The mass arrest of his relatives underscored how Ben Ali’s influence has melted away the six days since he dramatically fled to Saudi Arabia, following weeks of riots in the north African nation.

As it showed footage of luxury watches, jewellery and credit cards seized in a series of raids, public television said officials had opened an investigation against the former first family for plundering the nation’s resources.

The accusations include illegal property acquisitions and currency transfers while those targeted included Ben Ali, his wife Leila Trabelsi, her brothers and their children, according to an official source quoted by the broadcaster.

Accusations of corruption and revelations of the Ben Ali family’s lavish lifestyle helped fuel the anger of the protests against his 23-year rule which culminated in his toppling last Friday.

Ahead of Thursday’s inaugural meeting of the new cabinet, interim president Foued Mebazaa hailed “a revolution of dignity and liberty” and paid tribute to the “martyrs” who were shot dead in the attempt to keep a lid on the protests.

Mebazaa said the government’s top priority would be to draw up an amnesty law for the release of all political prisoners imprisoned under Ben Ali and he vowed to ensure media freedoms and an independent judiciary.

“Together we can write a new page in the history of our country,” he said in a televised address on Wednesday night.

Washington has urged Tunisia to move to a true democracy, and vowed to help.

“The people of Tunisia have spoken. The interim government must create a genuine transition to democracy. The United States will help,” State Department spokesman Philip Crowley wrote on the microblogging site Twitter.

The main UGTT trade union — which played a decisive role in the anti-regime protests — has refused to recognise or take part in the new government.

“We cannot take part in a government that includes symbols of the old regime,” Abdessalem Jrad, secretary general of the union, told AFP earlier.

The government moved on Wednesday to give legal status to three parties barred under the previous administration and freed a dissident journalist, Fahem Boukadous, sentenced to four years in prison last year for his work.

The banned Islamist Ennahdha (Awakening) movement has said it will seek to acquire legal status as a political party to take part in the elections.

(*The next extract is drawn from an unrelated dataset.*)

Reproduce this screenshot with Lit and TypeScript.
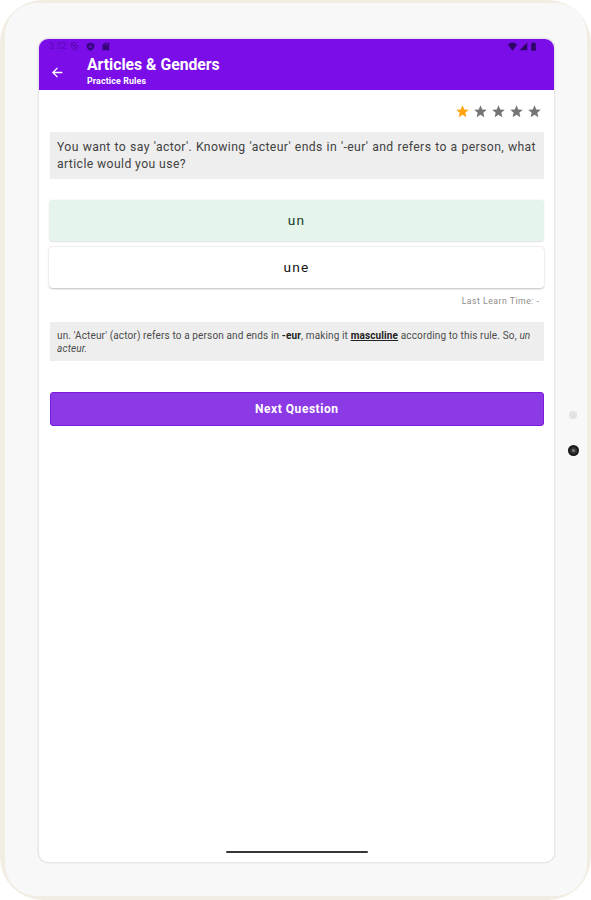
import { LitElement, html, css, svg } from "lit";
import { customElement, property } from "lit/decorators.js";

const STAR = "M12 17.27 18.18 21l-1.64-7.03L22 9.24l-7.19-.61L12 2 9.19 8.63 2 9.24l5.46 4.73L5.82 21z";

@customElement("star-rating")
class StarRating extends LitElement {
  @property({ type: Number }) value = 0;
  static styles = css`
    :host { display: flex; justify-content: flex-end; gap: 3px; }
    .star { width: 15px; height: 15px; fill: #757575; }
    .on { fill: #ffa30f; }
  `;
  render() {
    return [1, 2, 3, 4, 5].map(
      (n) => html`<svg class="star ${n <= this.value ? "on" : ""}" viewBox="0 0 24 24">${svg`<path d=${STAR} />`}</svg>`
    );
  }
}

@customElement("status-bar")
class StatusBar extends LitElement {
  static styles = css`
    :host { display: flex; align-items: center; height: 15px; padding: 0 16px 0 10px; color: #35077b; }
    .time { font-size: 9px; line-height: 15px; width: 21px; letter-spacing: 0.1px; color: #5a08b8; }
    svg { width: 9px; height: 9px; fill: currentColor; display: block; }
    .left { display: flex; gap: 6.5px; flex: 1; }
    .faint { color: #5208a6; }
    .right { display: flex; gap: 1.5px; color: #2d0663; }
  `;
  render() {
    return html`
      <span class="time">3:52</span>
      <div class="left">
        <svg class="faint" viewBox="0 0 24 24"><path fill="none" stroke="currentColor" stroke-width="2.4" d="M12 22C7 17 3 13 3 9a7 7 0 0 1 14-2M21 9c0 5-4 8-9 13M3 3l18 18M9 9h8" /></svg>
        <svg viewBox="0 0 24 24"><path fill-rule="evenodd" d="M12 1 2 5v7c0 5 4 9 10 12 6-3 10-7 10-12V5zM12 8a4 4 0 1 1 0 8 4 4 0 0 1 0-8zM12 10a2 2 0 1 0 0 4 2 2 0 0 0 0-4z" /></svg>
        <svg viewBox="0 0 24 24"><path d="M20 2H10L4 8v14h18V2zM12 7h-2V4h2zm4 0h-2V4h2zm3 0h-2V4h2z" /></svg>
      </div>
      <div class="right">
        <svg viewBox="0 0 24 24"><path d="M12 23 0 7C3 3 7 2 12 2s9 1 12 5z" /></svg>
        <svg viewBox="0 0 24 24"><path d="M1 22h21V1z" /></svg>
        <svg viewBox="0 0 24 24"><path d="M15 3V1H9v2H6v20h12V3z" /></svg>
      </div>
    `;
  }
}

@customElement("answer-option")
class AnswerOption extends LitElement {
  @property({ type: Boolean, reflect: true }) correct = false;
  static styles = css`
    :host {
      display: flex; align-items: center; justify-content: center; box-sizing: border-box;
      height: 41px; border-radius: 4px; background: #fff; color: #111;
      box-shadow: 0 0.5px 2px rgba(0, 0, 0, 0.25);
      font-size: 13.7px; font-weight: 400; letter-spacing: 1.15px;
    }
    :host([correct]) { background: #e5f5eb; color: #123a1f; box-shadow: 0 0.5px 1.5px rgba(0, 0, 0, 0.13); }
  `;
  render() {
    return html`<span><slot></slot></span>`;
  }
}

@customElement("app-root")
class AppRoot extends LitElement {
  static styles = css`
    :host {
      display: block; height: 900px;
      background: #fff; font-family: Roboto, "Noto Sans", sans-serif;
    }
    .shell {
      box-sizing: border-box; height: 900px; padding: 3px 4px 4px 5px;
      background: #f1ede2; border-radius: 43px;
    }
    .tablet {
      display: grid; grid-template-columns: 515px 33px; box-sizing: border-box;
      height: 893px; padding: 35px 0 0 34px; border-radius: 32px; background: #f8f8f8;
    }
    .screen {
      display: flex; flex-direction: column; height: 823px; margin-top: 1px; border-radius: 9px;
      background: #fff; overflow: hidden; box-shadow: 0 0 0 1.5px #e8e8e8;
    }
    .header { height: 51px; flex: none; background: #7b0de8; color: #fff; }
    .bar { display: grid; grid-template-columns: 36px 1fr; padding-left: 12px; }
    .back { width: 13px; height: 13px; margin-top: 11.5px; fill: none; stroke: #fff; stroke-width: 2.5; }
    .title { font-size: 15.75px; line-height: 20px; font-weight: 700; white-space: nowrap; margin-top: 1px; }
    .subtitle { font-size: 8.8px; line-height: 12px; font-weight: 700; letter-spacing: 0.15px; }
    .content { display: flex; flex-direction: column; flex: 1; padding: 13.5px 10.5px 0 11px; }
    star-rating { padding-right: 1.5px; height: 15px; }
    .question {
      box-sizing: border-box; height: 47px; margin-top: 13px; padding: 7px 7.5px 0 7px; background: #eee; color: #424242;
      font-size: 12.2px; line-height: 17px; letter-spacing: 0.4px; text-align: justify;
    }
    .answers { display: grid; gap: 6px; margin: 21px -0.5px 0 -1px; }
    .learned { margin-top: 7.5px; padding-right: 4px; text-align: right; font-size: 8.7px; line-height: 12px; letter-spacing: 0.5px; color: #8c8c8c; }
    .explain {
      box-sizing: border-box; height: 39px; margin-top: 15px; padding: 8px 7px 0; background: #eee; color: #4c4c4c;
      font-size: 10px; line-height: 12.6px; letter-spacing: 0.14px;
    }
    .explain b { color: #222; }
    .next {
      height: 34px; margin: 30.5px 0 0; padding: 0; border: 1px solid #7b19de; border-radius: 3px;
      background: #8b3ae6; color: #fff; font: 700 12px Roboto, sans-serif; letter-spacing: 0.55px;
    }
    .home { width: 142px; height: 2px; margin: auto auto 9px; border-radius: 1px; background: #38343a; }
    .sensors { display: flex; flex-direction: column; align-items: center; gap: 26px; padding: 373px 0 0 5px; }
    .light { width: 8px; height: 8px; border-radius: 50%; background: #e2e2e2; }
    .camera { width: 11px; height: 11px; border-radius: 50%; background: radial-gradient(circle, #777 0 1px, #333 2px 3px, #191919 4px); }
  `;
  render() {
    return html`
      <div class="shell">
        <div class="tablet">
          <main class="screen">
            <header class="header">
              <status-bar></status-bar>
              <div class="bar">
                <svg class="back" viewBox="0 0 24 24"><path d="M21 12H4M12 3.5 3.5 12l8.5 8.5" /></svg>
                <div>
                  <div class="title">Articles &amp; Genders</div>
                  <div class="subtitle">Practice Rules</div>
                </div>
              </div>
            </header>
            <section class="content">
              <star-rating .value=${1}></star-rating>
              <div class="question">You want to say 'actor'. Knowing 'acteur' ends in '-eur' and refers to a person, what article would you use?</div>
              <div class="answers">
                <answer-option correct>un</answer-option>
                <answer-option>une</answer-option>
              </div>
              <div class="learned">Last Learn Time: -</div>
              <div class="explain">un. 'Acteur' (actor) refers to a person and ends in <b>-eur</b>, making it <b><u>masculine</u></b> according to this rule. So, <i>un acteur.</i></div>
              <button class="next">Next Question</button>
              <div class="home"></div>
            </section>
          </main>
          <aside class="sensors"><div class="light"></div><div class="camera"></div></aside>
        </div>
      </div>
    `;
  }
}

The authorities have shortened the curfew in place for several days, saying the security situation has improved. But a state of emergency banning public assemblies has remained in place and the army is still deployed in the capital.

Schools and universities also remain closed.

The tumultuous events in Tunisia have inspired dissidents across the Arab world and sparked protests in countries including Algeria, Jordan and Egypt.

There has been a spate of suicides across the region in apparent imitation of the self-immolation of a 26-year-old Tunisian graduate, Mohammed Bouazizi, whose lonely protest last month kicked off the movement against Ben Ali.

One of Ben Ali’s fiercest critics, Moncef Marzouki — who has said he intends to run in the presidential election — has returned to Tunisia after years of exile in Paris. He visited Bouazizi’s tomb on Wednesday.